HTTP requests (+working with cookies, proxies, sessions)

Base class methods

To collect data from a web page, you need to perform an HTTP request. In JavaScript API v2 of A-Parser, there is an easy-to-use method for making HTTP requests, which returns a JSON object in response depending on the specified arguments of the method. Below you will learn: how an HTTP request is made, what arguments and options the method has, the results of the specified options, how to specify the condition for the success of the HTTP request, and more.

Also described are methods that allow you to easily manipulate cookies, proxies, and sessions in the scraper being created. After a successful HTTP request, or before making one, you can set/change proxy/cookie/session data for making HTTP requests or save it for execution by another thread using Session Manager.

These methods are inherited from BaseParser and are the foundation for creating your own scrapers.

`await this.request(method, url[, queryParams][, opts])`

await this.request(method, url, queryParams, opts)

Receiving an HTTP response to a request, the arguments specified are:

method - request method (GET, POST...)
url - request URL
queryParams - hash with get parameters or hash with the body of the post request
opts - hash with request options

`opts.check_content`

check_content: [ condition1, condition2, ...] - an array of conditions for checking the received content, if the check fails, the request will be repeated with a different proxy.

Capabilities:

use of strings as conditions (search by string inclusion)
use of regular expressions as conditions
use of custom check functions, which are passed the data and headers of the response
you can set several different types of conditions at once
for logical negation, place the condition in an array, i.e., check_content: ['xxxx', [/yyyy/]] means that the request will be considered successful if the received data contains the substring xxxx and at the same time the regular expression /yyyy/ does not find matches on the page

All checks listed in the array must pass for the request to be successful

Example (comments indicate what is needed for the request to be considered successful):

let response = await this.request('GET', set.query, {}, {
    check_content: [
        /<\/html>|<\/body>/, // на полученной странице должно сработать это регулярное выражение
        ['XXXX'], // на полученной странице не должно быть этой подстроки
        '</html>', // на полученной странице должна быть такая подстрока
        (data, hdr) => {
            return hdr.Status == 200 && data.length > 100;
        } // эта функция должна вернуть true
    ]
});

`opts.decode`

decode: 'auto-html' - automatic detection of encoding and conversion to utf8

Possible values:

auto-html - based on headers, meta tags, and content of the page (optimal recommended option)
utf8 - indicates that the document is in utf8 encoding
<encoding> - any other encoding

`opts.headers`

headers: { ... } - hash with headers, header name is set in lowercase, you can also specify cookie.

Example:

headers: {
    accept: 'image/avif,image/webp,image/apng,image/svg+xml,image/*,*/*;q=0.8',
    'accept-encoding': 'gzip, deflate, br',
    cookie: 'a=321; b=test',
    'user-agent' 'Mozilla/5.0 (Windows NT 10.0; Win64; x64) AppleWebKit/537.36 (KHTML, like Gecko) Chrome/88.0.4324.150 Safari/537.36'
}

`opts.headers_order`

headers_order: ['cookie', 'user-agent', ...] - allows you to redefine the order of header sorting

`opts.onlyheaders`

onlyheaders: 0 - determines reading data, if enabled (1), only headers are received

`opts.recurse`

recurse: N - the maximum number of redirects to follow, by default 7, use 0 to disable following redirects

`opts.proxyretries`

proxyretries: N - the number of attempts to execute the request, by default taken from the scraper settings

`opts.parsecodes`

parsecodes: { ... } - a list of HTTP response codes that the scraper will consider successful, by default taken from the scraper settings.

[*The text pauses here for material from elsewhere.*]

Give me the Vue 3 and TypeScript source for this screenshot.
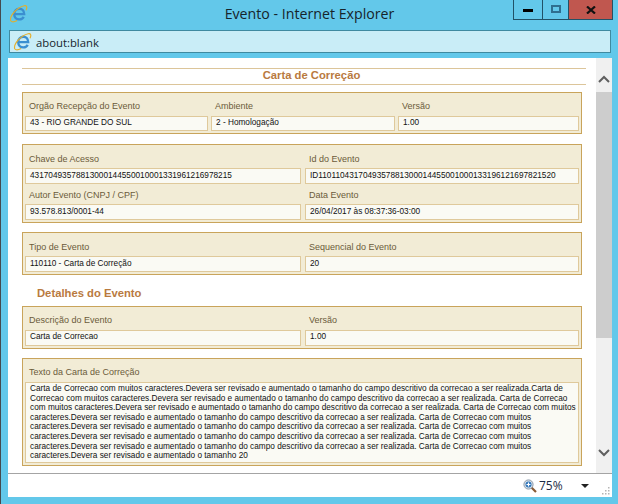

If you specify '*': 1 then all responses will be considered successful.

Example:

parsecodes: {
    200: 1, 
    403: 1,
    500: 1
}

`opts.timeout`

timeout: N - response timeout in seconds, by default taken from the scraper settings

`opts.do_gzip`

do_gzip: 1 - determines whether to use compression (gzip/deflate/br), by default enabled (1), to disable set the value to 0

`opts.max_size`

max_size: N - maximum response size in bytes, by default taken from the scraper settings

`opts.cookie_jar`

cookie_jar: { ... } - hash with cookies. Example hash:

"cookie_jar": {
    "version": 1,
    ".google.com": {
        "/": {
            "login": {
                "value": "true"
            },
            "lang": {
                "value": "ru-RU"
            }
        }
    },
    ".test.google.com": {
        "/": {
            "id": {
                "value": 155643
            }
        }
    }

`opts.attempt`

attempt: N - indicates the number of the current attempt, when using this parameter the built-in attempt handler for the given request is ignored

`opts.browser`

browser: 1 - automatic emulation of browser headers (1 - enabled, 0 - disabled)

`opts.use_proxy`

use_proxy: 1 - overrides the use of proxy for an individual request within the JS scraper on top of the global parameter Use proxy (1 - enabled, 0 - disabled)

`opts.noextraquery`

noextraquery: 0 - disables the addition of Extra query string to the request URL (1 - enabled, 0 - disabled)

`opts.save_to_file`

save_to_file: file - allows downloading a file directly to disk, bypassing writing to memory. Instead of file specify the name and path under which to save the file. When using this option, everything related to data is ignored (content check in opts.check_content will not be performed, response.data will be empty, etc.)

`opts.bypass_cloudflare`

bypass_cloudflare: 0 - automatic bypass of CloudFlare's JavaScript protection using the Chrome browser (1 - enabled, 0 - disabled)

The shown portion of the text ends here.